>> START

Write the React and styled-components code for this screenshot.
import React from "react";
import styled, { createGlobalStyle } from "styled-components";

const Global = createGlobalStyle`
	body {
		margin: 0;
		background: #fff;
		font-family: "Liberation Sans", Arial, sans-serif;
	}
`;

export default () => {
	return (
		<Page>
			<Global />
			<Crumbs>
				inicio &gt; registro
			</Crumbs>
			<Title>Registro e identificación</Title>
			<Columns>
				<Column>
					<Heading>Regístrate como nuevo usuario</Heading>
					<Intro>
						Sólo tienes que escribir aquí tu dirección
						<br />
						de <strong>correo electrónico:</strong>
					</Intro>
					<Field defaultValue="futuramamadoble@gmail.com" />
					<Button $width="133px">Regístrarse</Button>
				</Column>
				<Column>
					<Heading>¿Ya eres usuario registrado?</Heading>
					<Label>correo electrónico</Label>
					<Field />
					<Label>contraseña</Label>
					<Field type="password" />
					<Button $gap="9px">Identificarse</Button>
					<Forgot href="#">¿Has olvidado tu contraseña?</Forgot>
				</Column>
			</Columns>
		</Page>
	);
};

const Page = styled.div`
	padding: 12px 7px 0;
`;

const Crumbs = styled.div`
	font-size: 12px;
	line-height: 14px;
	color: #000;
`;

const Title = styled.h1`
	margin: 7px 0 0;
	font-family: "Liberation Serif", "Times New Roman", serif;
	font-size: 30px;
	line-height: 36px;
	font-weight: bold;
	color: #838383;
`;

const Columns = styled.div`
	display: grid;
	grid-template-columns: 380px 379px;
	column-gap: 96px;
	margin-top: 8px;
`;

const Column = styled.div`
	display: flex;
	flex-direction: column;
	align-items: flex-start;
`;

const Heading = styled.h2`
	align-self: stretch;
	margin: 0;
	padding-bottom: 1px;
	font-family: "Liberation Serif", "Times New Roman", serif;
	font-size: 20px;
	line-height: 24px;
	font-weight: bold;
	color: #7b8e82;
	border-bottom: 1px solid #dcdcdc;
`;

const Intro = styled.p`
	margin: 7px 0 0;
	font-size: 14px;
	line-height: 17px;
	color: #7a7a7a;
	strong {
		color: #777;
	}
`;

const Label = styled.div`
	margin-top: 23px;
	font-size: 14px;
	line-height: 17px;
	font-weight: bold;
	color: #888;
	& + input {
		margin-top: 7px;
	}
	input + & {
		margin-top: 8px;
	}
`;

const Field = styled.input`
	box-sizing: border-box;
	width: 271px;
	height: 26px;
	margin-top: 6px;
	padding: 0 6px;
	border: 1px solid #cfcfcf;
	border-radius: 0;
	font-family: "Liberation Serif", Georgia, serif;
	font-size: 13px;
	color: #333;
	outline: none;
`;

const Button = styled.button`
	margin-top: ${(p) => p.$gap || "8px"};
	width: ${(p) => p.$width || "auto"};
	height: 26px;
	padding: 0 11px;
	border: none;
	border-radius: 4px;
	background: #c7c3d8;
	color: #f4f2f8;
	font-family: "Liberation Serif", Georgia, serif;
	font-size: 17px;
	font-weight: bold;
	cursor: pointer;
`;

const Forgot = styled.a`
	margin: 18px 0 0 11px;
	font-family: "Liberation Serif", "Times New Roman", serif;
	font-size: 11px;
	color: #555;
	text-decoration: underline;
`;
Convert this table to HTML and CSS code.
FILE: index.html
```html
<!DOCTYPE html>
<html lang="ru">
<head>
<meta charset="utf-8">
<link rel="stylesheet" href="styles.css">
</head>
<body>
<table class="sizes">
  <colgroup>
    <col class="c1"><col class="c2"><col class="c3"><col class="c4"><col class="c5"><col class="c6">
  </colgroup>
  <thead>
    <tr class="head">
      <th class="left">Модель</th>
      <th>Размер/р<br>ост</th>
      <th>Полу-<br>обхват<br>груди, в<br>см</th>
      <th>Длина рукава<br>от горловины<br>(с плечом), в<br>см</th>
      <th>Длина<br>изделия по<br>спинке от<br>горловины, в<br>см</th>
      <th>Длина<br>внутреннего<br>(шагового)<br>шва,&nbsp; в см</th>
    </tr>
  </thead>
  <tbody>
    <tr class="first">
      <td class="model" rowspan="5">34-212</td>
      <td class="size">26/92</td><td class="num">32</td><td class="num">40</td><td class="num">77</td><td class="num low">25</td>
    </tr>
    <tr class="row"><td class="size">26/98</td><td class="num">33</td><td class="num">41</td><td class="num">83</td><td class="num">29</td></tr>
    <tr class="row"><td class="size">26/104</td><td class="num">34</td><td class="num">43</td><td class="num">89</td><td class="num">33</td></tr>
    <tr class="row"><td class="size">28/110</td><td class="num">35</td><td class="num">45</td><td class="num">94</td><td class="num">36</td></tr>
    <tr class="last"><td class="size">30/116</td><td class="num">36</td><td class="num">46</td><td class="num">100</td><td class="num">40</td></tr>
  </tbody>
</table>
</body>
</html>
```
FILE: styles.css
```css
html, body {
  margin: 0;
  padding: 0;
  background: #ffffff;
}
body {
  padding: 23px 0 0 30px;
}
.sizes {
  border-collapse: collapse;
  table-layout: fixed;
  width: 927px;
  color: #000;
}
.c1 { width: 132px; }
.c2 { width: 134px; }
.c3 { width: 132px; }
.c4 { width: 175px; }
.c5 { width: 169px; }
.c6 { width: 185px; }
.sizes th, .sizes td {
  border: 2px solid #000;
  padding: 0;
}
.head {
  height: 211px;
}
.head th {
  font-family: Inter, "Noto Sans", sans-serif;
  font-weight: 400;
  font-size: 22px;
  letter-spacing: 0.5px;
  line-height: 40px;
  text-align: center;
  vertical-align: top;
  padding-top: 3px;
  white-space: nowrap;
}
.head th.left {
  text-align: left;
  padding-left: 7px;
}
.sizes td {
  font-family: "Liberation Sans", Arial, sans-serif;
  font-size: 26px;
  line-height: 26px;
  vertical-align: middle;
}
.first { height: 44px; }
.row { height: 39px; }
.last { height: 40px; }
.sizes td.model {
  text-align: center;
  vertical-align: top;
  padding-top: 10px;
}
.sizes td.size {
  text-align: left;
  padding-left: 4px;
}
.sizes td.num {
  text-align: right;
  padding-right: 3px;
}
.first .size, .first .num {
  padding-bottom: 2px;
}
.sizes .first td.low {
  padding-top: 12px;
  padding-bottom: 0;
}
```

>> END

> **SET TASK**
Exactly as written above, please repeat the entries.

> **FINAL RESULT**
Write the React and styled-components code for this screenshot.
import React from "react";
import styled, { createGlobalStyle } from "styled-components";

const Global = createGlobalStyle`
	body {
		margin: 0;
		background: #fff;
		font-family: "Liberation Sans", Arial, sans-serif;
	}
`;

export default () => {
	return (
		<Page>
			<Global />
			<Crumbs>
				inicio &gt; registro
			</Crumbs>
			<Title>Registro e identificación</Title>
			<Columns>
				<Column>
					<Heading>Regístrate como nuevo usuario</Heading>
					<Intro>
						Sólo tienes que escribir aquí tu dirección
						<br />
						de <strong>correo electrónico:</strong>
					</Intro>
					<Field defaultValue="futuramamadoble@gmail.com" />
					<Button $width="133px">Regístrarse</Button>
				</Column>
				<Column>
					<Heading>¿Ya eres usuario registrado?</Heading>
					<Label>correo electrónico</Label>
					<Field />
					<Label>contraseña</Label>
					<Field type="password" />
					<Button $gap="9px">Identificarse</Button>
					<Forgot href="#">¿Has olvidado tu contraseña?</Forgot>
				</Column>
			</Columns>
		</Page>
	);
};

const Page = styled.div`
	padding: 12px 7px 0;
`;

const Crumbs = styled.div`
	font-size: 12px;
	line-height: 14px;
	color: #000;
`;

const Title = styled.h1`
	margin: 7px 0 0;
	font-family: "Liberation Serif", "Times New Roman", serif;
	font-size: 30px;
	line-height: 36px;
	font-weight: bold;
	color: #838383;
`;

const Columns = styled.div`
	display: grid;
	grid-template-columns: 380px 379px;
	column-gap: 96px;
	margin-top: 8px;
`;

const Column = styled.div`
	display: flex;
	flex-direction: column;
	align-items: flex-start;
`;

const Heading = styled.h2`
	align-self: stretch;
	margin: 0;
	padding-bottom: 1px;
	font-family: "Liberation Serif", "Times New Roman", serif;
	font-size: 20px;
	line-height: 24px;
	font-weight: bold;
	color: #7b8e82;
	border-bottom: 1px solid #dcdcdc;
`;

const Intro = styled.p`
	margin: 7px 0 0;
	font-size: 14px;
	line-height: 17px;
	color: #7a7a7a;
	strong {
		color: #777;
	}
`;

const Label = styled.div`
	margin-top: 23px;
	font-size: 14px;
	line-height: 17px;
	font-weight: bold;
	color: #888;
	& + input {
		margin-top: 7px;
	}
	input + & {
		margin-top: 8px;
	}
`;

const Field = styled.input`
	box-sizing: border-box;
	width: 271px;
	height: 26px;
	margin-top: 6px;
	padding: 0 6px;
	border: 1px solid #cfcfcf;
	border-radius: 0;
	font-family: "Liberation Serif", Georgia, serif;
	font-size: 13px;
	color: #333;
	outline: none;
`;

const Button = styled.button`
	margin-top: ${(p) => p.$gap || "8px"};
	width: ${(p) => p.$width || "auto"};
	height: 26px;
	padding: 0 11px;
	border: none;
	border-radius: 4px;
	background: #c7c3d8;
	color: #f4f2f8;
	font-family: "Liberation Serif", Georgia, serif;
	font-size: 17px;
	font-weight: bold;
	cursor: pointer;
`;

const Forgot = styled.a`
	margin: 18px 0 0 11px;
	font-family: "Liberation Serif", "Times New Roman", serif;
	font-size: 11px;
	color: #555;
	text-decoration: underline;
`;
Convert this table to HTML and CSS code.
FILE: index.html
```html
<!DOCTYPE html>
<html lang="ru">
<head>
<meta charset="utf-8">
<link rel="stylesheet" href="styles.css">
</head>
<body>
<table class="sizes">
  <colgroup>
    <col class="c1"><col class="c2"><col class="c3"><col class="c4"><col class="c5"><col class="c6">
  </colgroup>
  <thead>
    <tr class="head">
      <th class="left">Модель</th>
      <th>Размер/р<br>ост</th>
      <th>Полу-<br>обхват<br>груди, в<br>см</th>
      <th>Длина рукава<br>от горловины<br>(с плечом), в<br>см</th>
      <th>Длина<br>изделия по<br>спинке от<br>горловины, в<br>см</th>
      <th>Длина<br>внутреннего<br>(шагового)<br>шва,&nbsp; в см</th>
    </tr>
  </thead>
  <tbody>
    <tr class="first">
      <td class="model" rowspan="5">34-212</td>
      <td class="size">26/92</td><td class="num">32</td><td class="num">40</td><td class="num">77</td><td class="num low">25</td>
    </tr>
    <tr class="row"><td class="size">26/98</td><td class="num">33</td><td class="num">41</td><td class="num">83</td><td class="num">29</td></tr>
    <tr class="row"><td class="size">26/104</td><td class="num">34</td><td class="num">43</td><td class="num">89</td><td class="num">33</td></tr>
    <tr class="row"><td class="size">28/110</td><td class="num">35</td><td class="num">45</td><td class="num">94</td><td class="num">36</td></tr>
    <tr class="last"><td class="size">30/116</td><td class="num">36</td><td class="num">46</td><td class="num">100</td><td class="num">40</td></tr>
  </tbody>
</table>
</body>
</html>
```
FILE: styles.css
```css
html, body {
  margin: 0;
  padding: 0;
  background: #ffffff;
}
body {
  padding: 23px 0 0 30px;
}
.sizes {
  border-collapse: collapse;
  table-layout: fixed;
  width: 927px;
  color: #000;
}
.c1 { width: 132px; }
.c2 { width: 134px; }
.c3 { width: 132px; }
.c4 { width: 175px; }
.c5 { width: 169px; }
.c6 { width: 185px; }
.sizes th, .sizes td {
  border: 2px solid #000;
  padding: 0;
}
.head {
  height: 211px;
}
.head th {
  font-family: Inter, "Noto Sans", sans-serif;
  font-weight: 400;
  font-size: 22px;
  letter-spacing: 0.5px;
  line-height: 40px;
  text-align: center;
  vertical-align: top;
  padding-top: 3px;
  white-space: nowrap;
}
.head th.left {
  text-align: left;
  padding-left: 7px;
}
.sizes td {
  font-family: "Liberation Sans", Arial, sans-serif;
  font-size: 26px;
  line-height: 26px;
  vertical-align: middle;
}
.first { height: 44px; }
.row { height: 39px; }
.last { height: 40px; }
.sizes td.model {
  text-align: center;
  vertical-align: top;
  padding-top: 10px;
}
.sizes td.size {
  text-align: left;
  padding-left: 4px;
}
.sizes td.num {
  text-align: right;
  padding-right: 3px;
}
.first .size, .first .num {
  padding-bottom: 2px;
}
.sizes .first td.low {
  padding-top: 12px;
  padding-bottom: 0;
}
```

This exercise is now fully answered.